- WHAT YOU SHOULD DO
Check each line of the data for "components" and select those that have it.

BEGIN DATA FOR THIS TASK

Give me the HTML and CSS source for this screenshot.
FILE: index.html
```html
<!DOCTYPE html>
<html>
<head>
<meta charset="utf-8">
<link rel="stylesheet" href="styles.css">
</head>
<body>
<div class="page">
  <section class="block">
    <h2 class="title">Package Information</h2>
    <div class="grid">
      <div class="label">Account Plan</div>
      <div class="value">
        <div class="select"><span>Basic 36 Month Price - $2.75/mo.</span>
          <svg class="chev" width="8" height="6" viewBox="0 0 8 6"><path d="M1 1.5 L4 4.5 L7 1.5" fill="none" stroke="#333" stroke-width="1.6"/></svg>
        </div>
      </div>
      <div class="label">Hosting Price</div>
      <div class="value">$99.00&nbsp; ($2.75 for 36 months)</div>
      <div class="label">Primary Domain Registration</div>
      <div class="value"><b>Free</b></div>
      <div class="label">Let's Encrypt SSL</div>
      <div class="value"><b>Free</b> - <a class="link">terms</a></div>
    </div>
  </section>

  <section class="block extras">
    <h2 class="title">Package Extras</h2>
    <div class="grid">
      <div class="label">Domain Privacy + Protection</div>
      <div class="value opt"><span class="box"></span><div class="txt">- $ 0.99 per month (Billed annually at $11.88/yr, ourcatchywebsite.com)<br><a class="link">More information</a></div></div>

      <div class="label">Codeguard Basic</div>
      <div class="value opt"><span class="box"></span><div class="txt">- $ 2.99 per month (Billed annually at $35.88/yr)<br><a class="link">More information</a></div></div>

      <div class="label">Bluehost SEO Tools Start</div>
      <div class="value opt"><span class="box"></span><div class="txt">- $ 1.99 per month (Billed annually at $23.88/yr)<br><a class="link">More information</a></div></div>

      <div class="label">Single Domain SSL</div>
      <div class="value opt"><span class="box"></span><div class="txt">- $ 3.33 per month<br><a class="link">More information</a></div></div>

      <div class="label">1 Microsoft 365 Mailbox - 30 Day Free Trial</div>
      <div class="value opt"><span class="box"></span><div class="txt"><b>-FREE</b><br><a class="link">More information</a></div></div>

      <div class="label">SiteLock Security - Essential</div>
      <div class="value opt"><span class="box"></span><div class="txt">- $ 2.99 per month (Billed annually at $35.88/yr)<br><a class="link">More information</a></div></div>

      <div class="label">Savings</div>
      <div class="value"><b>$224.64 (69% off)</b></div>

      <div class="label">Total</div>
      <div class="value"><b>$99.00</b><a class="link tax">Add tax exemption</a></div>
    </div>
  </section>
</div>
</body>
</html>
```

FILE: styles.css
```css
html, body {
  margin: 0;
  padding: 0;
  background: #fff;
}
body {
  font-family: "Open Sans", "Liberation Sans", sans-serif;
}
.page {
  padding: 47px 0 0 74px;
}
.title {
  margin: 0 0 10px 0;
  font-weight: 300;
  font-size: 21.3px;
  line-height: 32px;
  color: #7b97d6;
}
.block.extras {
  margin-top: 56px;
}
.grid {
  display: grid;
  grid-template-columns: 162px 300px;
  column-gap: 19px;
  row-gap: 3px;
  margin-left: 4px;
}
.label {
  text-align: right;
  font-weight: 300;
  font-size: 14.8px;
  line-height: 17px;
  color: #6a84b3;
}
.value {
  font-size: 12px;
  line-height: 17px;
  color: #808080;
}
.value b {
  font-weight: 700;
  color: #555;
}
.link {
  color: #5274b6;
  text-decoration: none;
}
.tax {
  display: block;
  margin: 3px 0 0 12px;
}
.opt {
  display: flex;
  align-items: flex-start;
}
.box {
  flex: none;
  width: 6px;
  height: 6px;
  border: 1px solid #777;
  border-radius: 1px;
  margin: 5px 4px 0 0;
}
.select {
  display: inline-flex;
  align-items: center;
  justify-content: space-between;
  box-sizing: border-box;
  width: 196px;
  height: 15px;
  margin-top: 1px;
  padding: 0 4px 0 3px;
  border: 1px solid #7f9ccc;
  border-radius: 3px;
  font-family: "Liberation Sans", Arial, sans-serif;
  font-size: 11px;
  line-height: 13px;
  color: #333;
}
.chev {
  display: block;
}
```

END DATA FOR THIS TASK
BEGIN DATA FOR THIS TASK

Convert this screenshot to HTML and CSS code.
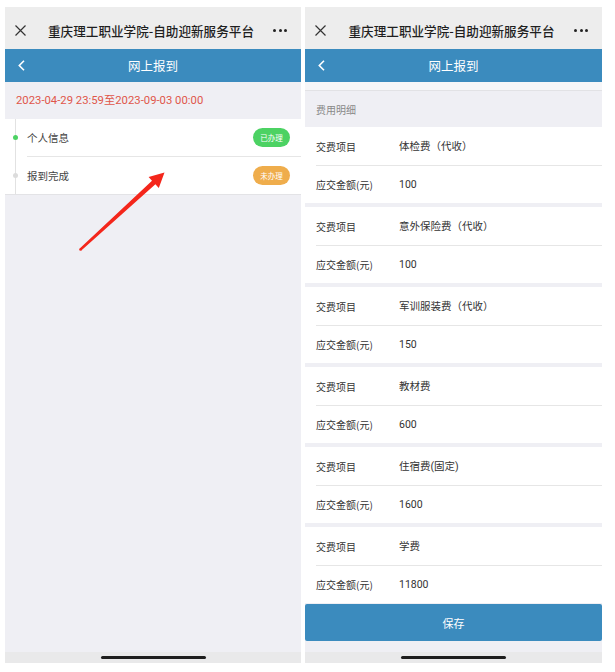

END DATA FOR THIS TASK
BEGIN DATA FOR THIS TASK

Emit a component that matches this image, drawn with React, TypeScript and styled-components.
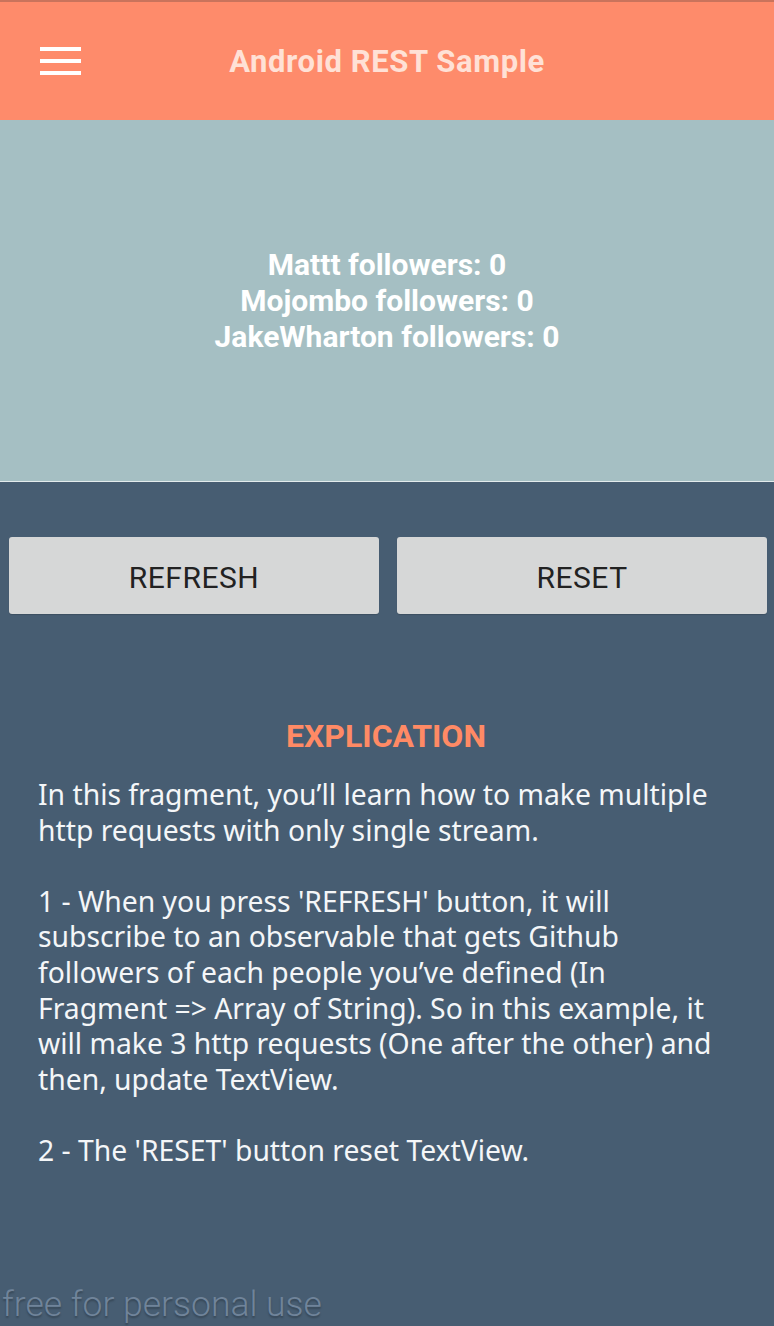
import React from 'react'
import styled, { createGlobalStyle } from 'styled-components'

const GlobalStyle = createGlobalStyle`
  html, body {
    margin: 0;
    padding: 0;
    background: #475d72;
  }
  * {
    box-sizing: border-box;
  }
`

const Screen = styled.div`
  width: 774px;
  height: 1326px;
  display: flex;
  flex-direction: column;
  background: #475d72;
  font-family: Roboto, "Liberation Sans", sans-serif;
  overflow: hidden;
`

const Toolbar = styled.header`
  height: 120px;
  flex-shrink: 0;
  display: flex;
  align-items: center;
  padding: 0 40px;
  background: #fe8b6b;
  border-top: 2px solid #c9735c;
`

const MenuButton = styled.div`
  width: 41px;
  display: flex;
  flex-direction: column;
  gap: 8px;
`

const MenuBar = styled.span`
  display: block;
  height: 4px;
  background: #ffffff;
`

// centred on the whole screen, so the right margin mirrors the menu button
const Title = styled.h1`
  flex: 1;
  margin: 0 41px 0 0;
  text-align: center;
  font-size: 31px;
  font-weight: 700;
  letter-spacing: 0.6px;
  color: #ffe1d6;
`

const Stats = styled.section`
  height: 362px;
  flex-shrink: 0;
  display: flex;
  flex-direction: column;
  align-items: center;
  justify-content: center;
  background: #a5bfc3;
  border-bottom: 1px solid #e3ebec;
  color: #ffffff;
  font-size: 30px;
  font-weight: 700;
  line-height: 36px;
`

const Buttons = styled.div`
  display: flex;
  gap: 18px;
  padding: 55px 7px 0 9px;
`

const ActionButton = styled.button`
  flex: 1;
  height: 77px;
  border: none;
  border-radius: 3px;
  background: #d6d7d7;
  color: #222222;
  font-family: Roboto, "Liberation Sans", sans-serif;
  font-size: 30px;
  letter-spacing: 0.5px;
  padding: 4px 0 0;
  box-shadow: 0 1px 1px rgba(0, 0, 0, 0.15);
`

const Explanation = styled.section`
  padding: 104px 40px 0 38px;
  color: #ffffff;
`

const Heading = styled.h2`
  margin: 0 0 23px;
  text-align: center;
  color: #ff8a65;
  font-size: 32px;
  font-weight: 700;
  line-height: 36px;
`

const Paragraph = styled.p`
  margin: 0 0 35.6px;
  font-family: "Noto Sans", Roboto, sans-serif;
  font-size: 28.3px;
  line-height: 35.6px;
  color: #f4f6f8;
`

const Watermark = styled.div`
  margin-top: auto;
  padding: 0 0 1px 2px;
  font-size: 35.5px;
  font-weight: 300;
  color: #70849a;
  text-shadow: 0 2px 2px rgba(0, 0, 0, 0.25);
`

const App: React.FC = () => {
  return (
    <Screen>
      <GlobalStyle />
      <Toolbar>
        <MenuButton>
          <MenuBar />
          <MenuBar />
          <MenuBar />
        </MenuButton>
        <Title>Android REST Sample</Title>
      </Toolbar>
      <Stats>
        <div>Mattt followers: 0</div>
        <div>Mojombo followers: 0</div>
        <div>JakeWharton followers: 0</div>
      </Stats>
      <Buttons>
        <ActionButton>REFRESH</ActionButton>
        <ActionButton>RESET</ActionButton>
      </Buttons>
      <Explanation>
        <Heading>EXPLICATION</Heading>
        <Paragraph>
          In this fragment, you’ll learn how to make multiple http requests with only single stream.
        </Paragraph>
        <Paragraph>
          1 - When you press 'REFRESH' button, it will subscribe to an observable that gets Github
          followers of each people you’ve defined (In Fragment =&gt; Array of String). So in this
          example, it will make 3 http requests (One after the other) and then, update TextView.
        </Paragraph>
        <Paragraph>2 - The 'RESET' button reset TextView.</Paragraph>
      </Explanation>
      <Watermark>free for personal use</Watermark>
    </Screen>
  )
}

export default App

END DATA FOR THIS TASK

- THE OUTPUT
Emit a component that matches this image, drawn with React, TypeScript and styled-components.
import styled, { createGlobalStyle } from 'styled-components'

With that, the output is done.